La bibliothèque des professeurs, dans laquelle elle a longtemps travaillé comme bibliothécaire, est baptisée « salle Esther-Coulaud ». La plaque de laiton de la porte d’entrée été posée à la fin de l’année de 1938 ou au début de l’année 1939.


[1] AN, AJ16 1022. Notes et propositions du chef d’établissement. Paris, le 15 mars 1919.

[2] D’après les données publiées dans Agrégées, novembre 1922 et mars 1923. Cité par Françoise Mayeur, L’enseignement secondaire des jeunes filles sous la Troisième République, Paris, Presses de la Fondation nationale des sciences politiques, 1977, p. 427.

[3] AN, AJ16 1022. Notes et propositions du chef d’établissement. Paris, le 11 avril 1921.

[4] AN, AJ16 1022. Notes et propositions du chef d’établissement. Paris, le 22 avril 1924.

[5] AN, AJ16 1022. Notes et propositions du chef d’établissement. Paris, le 8 janvier 1935.

[6] AN, AJ16 1022. Notes et propositions de l’inspecteur d’académie. Paris, le 10 février 1936.

[7] AN, AJ16 1022. Notes et propositions du chef d’établissement. Paris, le 10 janvier 1938.

[8] Equivalent de chevalier dans l’ordre des Palmes académiques.

[9] Equivalent d’officier dans l’ordre des Palmes académiques.

[10] AN, AJ16 1022. La directrice du lycée Jules-Ferry à M. le recteur de l’académie de Paris. Paris, le 1er décembre 1938.

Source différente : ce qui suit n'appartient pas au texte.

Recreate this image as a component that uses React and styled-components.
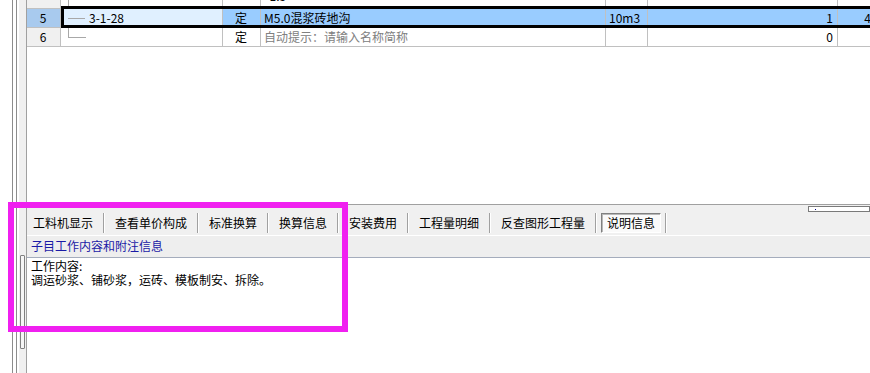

[11] AN, AJ16 1022. Le recteur de l’académie de Paris à Mme la directrice du lycée Jules-Ferry. Paris, le 5 décembre 1938 (brouillon). « J’ai appris avec beaucoup de peine le décès de Mlle Coulaud. Veuillez transmettre à la famille les condoléances de l’administration académique. Cette excellente répétitrice, dont le dévouement et l’attachement pour la maison ne se sont jamais démentis pendant les 20 années qu’elle y a passés, laissera parmi ses chefs et ses collègues un souvenir particulièrement ému et de profond respect ».